Abu Jandal was, it turned out, a nom de guerre, meaning "the killer". And though it emerged that plain old Nasser al-Bahri had undergone a Yemen government rehabilitation programme called The Dialogue and been given the money to buy his taxi, it was clear that he still yearned for those crazy days with the guys in Tora Bora. He had an eye for the main chance too, tailoring his self-justification to fit his audience. One minute he was filmed telling young Yemeni lads about why the 9/11 attacks could be justified; the next he was testifying, at length, on Al-Arabiya, that he had simply changed his mind about al-Qa'ida (not an argument, I imagine, that would cut much ice with brother Bin Laden).

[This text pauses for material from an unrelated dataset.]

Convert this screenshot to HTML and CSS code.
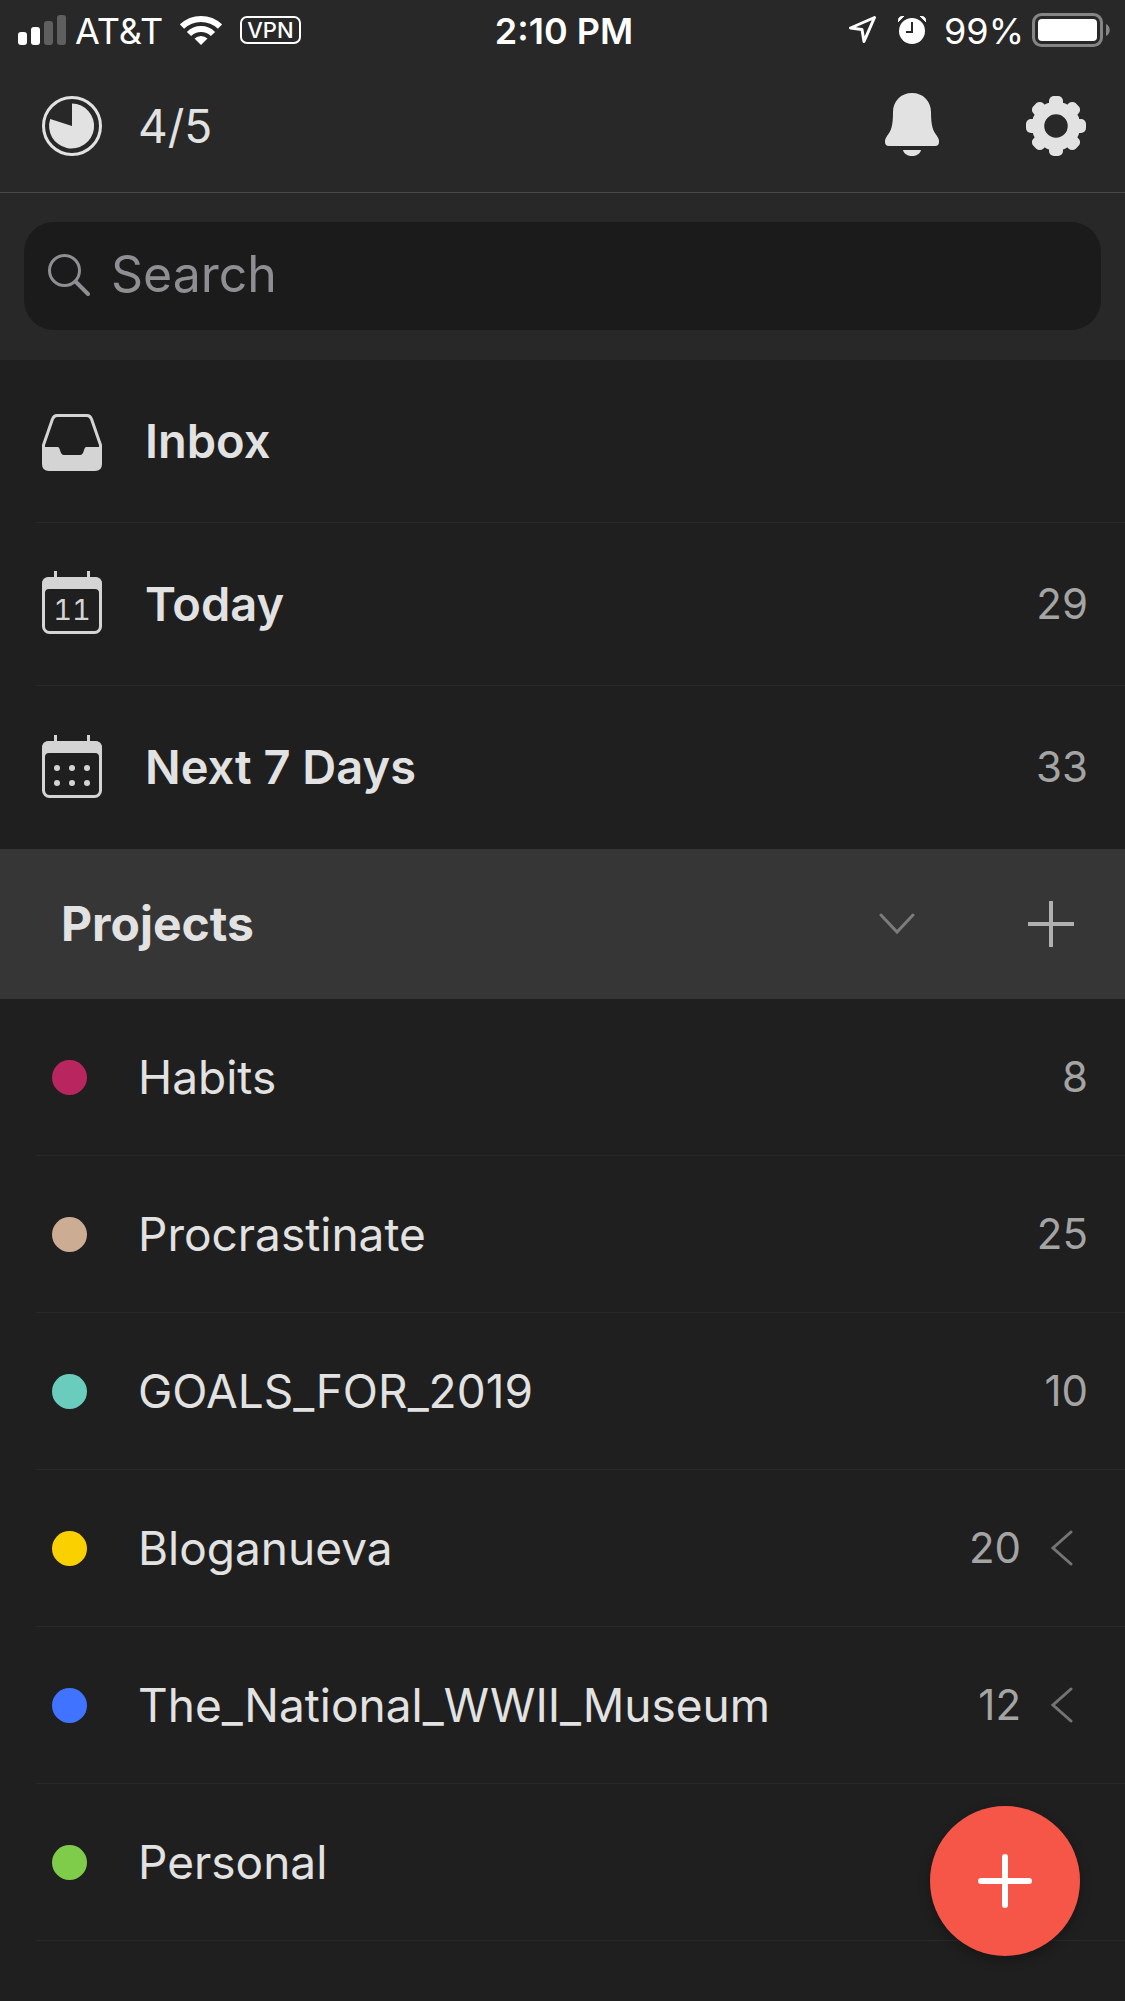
FILE: index.html
```html
<!DOCTYPE html>
<html lang="en">
<head>
  <meta charset="UTF-8">
  <meta name="viewport" content="width=device-width, initial-scale=1.0">
  <title>Projects</title>
  <link rel="stylesheet" href="styles.css">
</head>
<body>

<div class="app">
  <div class="status-bar">
    <div class="status-left">
      <svg width="48" height="30" viewBox="0 0 48 30" fill="#fff">
        <rect x="0" y="17" width="9" height="13" rx="3"/>
        <rect x="13" y="12" width="9" height="18" rx="3"/>
        <rect x="26" y="6" width="9" height="24" rx="3" fill="#5f5f5f"/>
        <rect x="39" y="0" width="9" height="30" rx="3" fill="#5f5f5f"/>
      </svg>
      <span class="carrier">AT&amp;T</span>
      <svg class="wifi" width="42" height="30" viewBox="0 0 42 30" fill="none" stroke="#fff" stroke-width="6">
        <path d="M2 11.5A27.5 27.5 0 0 1 40 11.5"/>
        <path d="M9 19A17 17 0 0 1 33 19"/>
        <path d="M21 30L14.5 23.5A9.5 9.5 0 0 1 27.5 23.5Z" fill="#fff" stroke="none"/>
      </svg>
      <span class="vpn">VPN</span>
    </div>
    <span class="clock">2:10 PM</span>
    <div class="status-right">
      <svg class="location" width="28" height="28" viewBox="0 0 28 28" fill="none" stroke="#fff" stroke-width="3" stroke-linejoin="round">
        <path d="M25.5 1.5L1.5 12L13 13.5L15 25.5Z"/>
      </svg>
      <svg class="alarm" width="28" height="28" viewBox="0 0 28 28">
        <circle cx="14" cy="15" r="13" fill="#fff"/>
        <path d="M0 6C0 2 2 0 6 0L0 6ZM28 6C28 2 26 0 22 0L28 6Z" fill="#fff" stroke="#fff" stroke-linejoin="round"/>
        <path d="M14 6V16H8" fill="none" stroke="#282828" stroke-width="2"/>
      </svg>
      <span class="percent">99%</span>
      <svg width="78" height="34" viewBox="0 0 78 34">
        <rect x="1.5" y="1.5" width="68" height="31" rx="8" fill="none" stroke="#858585" stroke-width="3"/>
        <rect x="6" y="6" width="59" height="22" rx="4" fill="#fff"/>
        <path d="M74 11C79 13 79 21 74 23Z" fill="#858585"/>
      </svg>
    </div>
  </div>

  <header class="top-bar">
    <a class="goal" href="#">
      <svg width="60" height="60" viewBox="0 0 60 60">
        <circle cx="30" cy="30" r="28.5" fill="none" stroke="#e2e2e2" stroke-width="3"/>
        <path d="M30 30V7.500A22.500 22.500 0 1 1 8.200 23Z" fill="#e2e2e2"/>
      </svg>
      <span>4/5</span>
    </a>
    <button class="icon-button" aria-label="Notifications">
      <svg width="54" height="66" viewBox="0 0 54 66" fill="#e2e2e2">
        <path d="M27 0C16 0 8 8 8 19C8 33 6 38 2 43C0 46 0 47 0 49Q0 53 4 53H50Q54 53 54 49C54 47 54 46 52 43C48 38 46 33 46 19C46 8 38 0 27 0Z"/>
        <path d="M18 57H36C35 61 31 63 27 63S19 61 18 57Z"/>
      </svg>
    </button>
    <button class="icon-button" aria-label="Settings">
      <svg width="60" height="60" viewBox="-30 -30 60 60" fill="#e2e2e2">
        <circle r="18" fill="none" stroke="#e2e2e2" stroke-width="12.500"/>
        <rect x="-7" y="-30" width="14" height="12" rx="5"/>
        <rect x="-7" y="-30" width="14" height="12" rx="5" transform="rotate(45)"/>
        <rect x="-7" y="-30" width="14" height="12" rx="5" transform="rotate(90)"/>
        <rect x="-7" y="-30" width="14" height="12" rx="5" transform="rotate(135)"/>
        <rect x="-7" y="-30" width="14" height="12" rx="5" transform="rotate(180)"/>
        <rect x="-7" y="-30" width="14" height="12" rx="5" transform="rotate(225)"/>
        <rect x="-7" y="-30" width="14" height="12" rx="5" transform="rotate(270)"/>
        <rect x="-7" y="-30" width="14" height="12" rx="5" transform="rotate(315)"/>
      </svg>
    </button>
  </header>

  <div class="search">
    <label class="search-box">
      <svg width="42" height="42" viewBox="0 0 42 42" fill="none" stroke="#8e8e93" stroke-linecap="round">
        <circle cx="16.500" cy="16.500" r="15" stroke-width="3"/>
        <path d="M28 28L40 40" stroke-width="4"/>
      </svg>
      <input type="text" placeholder="Search" aria-label="Search">
    </label>
  </div>

  <nav class="views">
    <a class="view" href="#">
      <svg width="60" height="66" viewBox="0 0 60 66">
        <path d="M1.500 39V37L10.500 11Q12 7.500 15 7.500H45Q48 7.500 49.500 11L58.500 37V39" fill="none" stroke="#d4d4d4" stroke-width="3"/>
        <path d="M0 39H16Q17 39 18 42Q19 47 22 47H38Q41 47 42 42Q43 39 44 39H60V56Q60 63 53 63H7Q0 63 0 56Z" fill="#d4d4d4"/>
      </svg>
      <span class="name">Inbox</span>
    </a>
    <a class="view" href="#">
      <svg width="60" height="66" viewBox="0 0 60 66">
        <path d="M13.500 0V8M46.500 0V8" stroke="#d4d4d4" stroke-width="3"/>
        <rect x="1.500" y="7.500" width="57" height="54" rx="6" fill="none" stroke="#d4d4d4" stroke-width="3"/>
        <path d="M0 22V13Q0 6 7 6H53Q60 6 60 13V22H57Q57 18 53 18H7Q3 18 3 22Z" fill="#d4d4d4"/>
        <text class="day" x="30" y="49" text-anchor="middle">11</text>
      </svg>
      <span class="name">Today</span>
      <span class="count">29</span>
    </a>
    <a class="view" href="#">
      <svg width="60" height="66" viewBox="0 0 60 66" fill="#d4d4d4">
        <path d="M13.500 0V8M46.500 0V8" stroke="#d4d4d4" stroke-width="3"/>
        <rect x="1.500" y="7.500" width="57" height="54" rx="6" fill="none" stroke="#d4d4d4" stroke-width="3"/>
        <path d="M0 22V13Q0 6 7 6H53Q60 6 60 13V22H57Q57 18 53 18H7Q3 18 3 22Z"/>
        <circle cx="15" cy="33" r="3"/>
        <circle cx="30" cy="33" r="3"/>
        <circle cx="45" cy="33" r="3"/>
        <circle cx="15" cy="48" r="3"/>
        <circle cx="30" cy="48" r="3"/>
        <circle cx="45" cy="48" r="3"/>
      </svg>
      <span class="name">Next 7 Days</span>
      <span class="count">33</span>
    </a>
  </nav>

  <div class="section-header">
    <h2>Projects</h2>
    <button class="icon-button" aria-label="Collapse projects">
      <svg width="36" height="22" viewBox="0 0 36 22" fill="none" stroke="#7c7c7c" stroke-width="3" stroke-linecap="round">
        <path d="M2 2L18 19L34 2"/>
      </svg>
    </button>
    <button class="icon-button" aria-label="Add project">
      <svg width="46" height="46" viewBox="0 0 46 46" stroke="#b0b0b0" stroke-width="4">
        <path d="M23 0V46M0 23H46"/>
      </svg>
    </button>
  </div>

  <nav class="projects">
    <a class="project" href="#">
      <span class="dot magenta"></span>
      <span class="name">Habits</span>
      <span class="count">8</span>
    </a>
    <a class="project" href="#">
      <span class="dot tan"></span>
      <span class="name">Procrastinate</span>
      <span class="count">25</span>
    </a>
    <a class="project" href="#">
      <span class="dot teal"></span>
      <span class="name">GOALS_FOR_2019</span>
      <span class="count">10</span>
    </a>
    <a class="project" href="#">
      <span class="dot yellow"></span>
      <span class="name">Bloganueva</span>
      <span class="count">20</span>
      <svg class="arrow" width="22" height="36" viewBox="0 0 22 36">
        <path d="M20 2L2 18L20 34"/>
      </svg>
    </a>
    <a class="project" href="#">
      <span class="dot blue"></span>
      <span class="name">The_National_WWII_Museum</span>
      <span class="count">12</span>
      <svg class="arrow" width="22" height="36" viewBox="0 0 22 36">
        <path d="M20 2L2 18L20 34"/>
      </svg>
    </a>
    <a class="project" href="#">
      <span class="dot green"></span>
      <span class="name">Personal</span>
    </a>
    <a class="project" href="#">
      <span class="dot magenta"></span>
      <span class="name">Vacation</span>
    </a>
  </nav>

  <button class="add-task" aria-label="Add task">
    <svg width="54" height="54" viewBox="0 0 54 54" stroke="#fff" stroke-width="6" stroke-linecap="round">
      <path d="M27 3V51M3 27H51"/>
    </svg>
  </button>
</div>

</body>
</html>
```
FILE: styles.css
```css
* {
  box-sizing: border-box;
}
body {
  margin: 0;
  font-family: Inter, 'Liberation Sans', sans-serif;
  background-color: #1f1f1f;
  color: #e2e2e2;
}
.app {
  height: 100vh;
  overflow: hidden;
}
a {
  color: inherit;
  text-decoration: none;
}
svg {
  display: block;
  flex-shrink: 0;
}
.icon-button {
  padding: 0;
  border: none;
  background: none;
  cursor: pointer;
}

/* status bar */
.status-bar {
  display: grid;
  grid-template-columns: 1fr auto 1fr;
  align-items: center;
  height: 60px;
  padding: 0 15px 0 18px;
  background-color: #282828;
  color: #fff;
  font-size: 36px;
}
.status-left,
.status-right {
  display: flex;
  align-items: center;
}
.status-right {
  justify-content: flex-end;
}
.carrier {
  margin: 0 17px 0 9px;
}
.carrier,
.clock,
.percent {
  padding-top: 2px;
}
.vpn {
  height: 28px;
  margin-left: 18px;
  padding: 0 5px;
  border: 2px solid #fff;
  border-radius: 7px;
  font-size: 22px;
  font-weight: 500;
  line-height: 24px;
}
.clock {
  font-weight: 600;
}
.alarm {
  margin: 0 18px 0 21px;
}
.percent {
  margin-right: 8px;
}

/* top bar and search */
.top-bar {
  display: flex;
  align-items: center;
  gap: 87px;
  height: 133px;
  padding: 0 39px 0 42px;
  border-bottom: 1px solid #484848;
  background-color: #282828;
}
.goal {
  display: flex;
  align-items: center;
  gap: 36px;
  flex: 1;
  font-size: 46px;
}
.search {
  padding: 29px 24px 30px;
  background-color: #282828;
}
.search-box {
  display: flex;
  align-items: center;
  gap: 21px;
  height: 108px;
  padding: 0 24px 2px;
  border-radius: 30px;
  background-color: #1b1b1b;
}
.search-box input {
  flex: 1;
  min-width: 0;
  padding: 0 0 2px;
  border: none;
  outline: none;
  background: none;
  color: #e2e2e2;
  font-family: inherit;
  font-size: 50px;
}
.search-box input::placeholder {
  color: #8e8e93;
  opacity: 1;
}

/* rows */
.view,
.project {
  display: flex;
  align-items: center;
  margin-left: 36px;
  padding-right: 37px;
  border-bottom: 1px solid #292929;
}
.view {
  height: 163px;
  padding-left: 6px;
  gap: 43px;
  font-size: 47px;
  font-weight: 600;
}
.view:last-child {
  border-bottom: none;
}
.project {
  height: 157px;
  padding-left: 16px;
  gap: 51px;
  font-size: 46px;
}
.name {
  flex: 1;
}
.view .name,
.count {
  padding-bottom: 2px;
}
.count {
  color: #a4a4a4;
  font-size: 42px;
  font-weight: 400;
}
.day {
  fill: #d4d4d4;
  font-size: 29px;
  font-weight: 400;
  font-variant-numeric: tabular-nums;
}
.arrow {
  margin: 0 15px 0 -21px;
  fill: none;
  stroke: #747474;
  stroke-width: 3;
  stroke-linecap: round;
}
.dot {
  width: 35px;
  height: 35px;
  border-radius: 50%;
}
.magenta {
  background-color: #b8255f;
}
.tan {
  background-color: #ccac93;
}
.teal {
  background-color: #6accbc;
}
.yellow {
  background-color: #fad000;
}
.blue {
  background-color: #4073ff;
}
.green {
  background-color: #7ecc49;
}

.section-header {
  display: flex;
  align-items: center;
  gap: 113px;
  height: 150px;
  padding: 0 51px 0 61px;
  background-color: #363636;
}
.section-header h2 {
  flex: 1;
  margin: 0;
  padding-bottom: 2px;
  font-size: 48px;
  font-weight: 700;
}

.add-task {
  position: fixed;
  right: 45px;
  bottom: 45px;
  display: flex;
  align-items: center;
  justify-content: center;
  width: 150px;
  height: 150px;
  padding: 0;
  border: none;
  border-radius: 50%;
  background-color: #f65648;
  box-shadow: 0 4px 12px rgba(0, 0, 0, 0.3);
  cursor: pointer;
}
```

This odd mixture of courage and opportunism was off-putting, at first. But as he careened from a New York Times interview to haggling with fares over a hundred riyals, broke and exposed to god-knows-what retribution on the streets of Sana'a, it was hard not to warm to Nasser, an all-too human ex-jihadi. As for Salim, he eventually returned to the Yemen, refusing to be filmed, a changed man and – the implication was left hanging – ripe for jihad.

Finally, a fond farewell to The Trip. As Steve Coogan and Rob Brydon toured the North's finest rural hostels, indulging their mid-life crises, it became clear, I think, what this amusing, infuriating series was: a journey in which, quite winningly, our travellers learned almost nothing at all.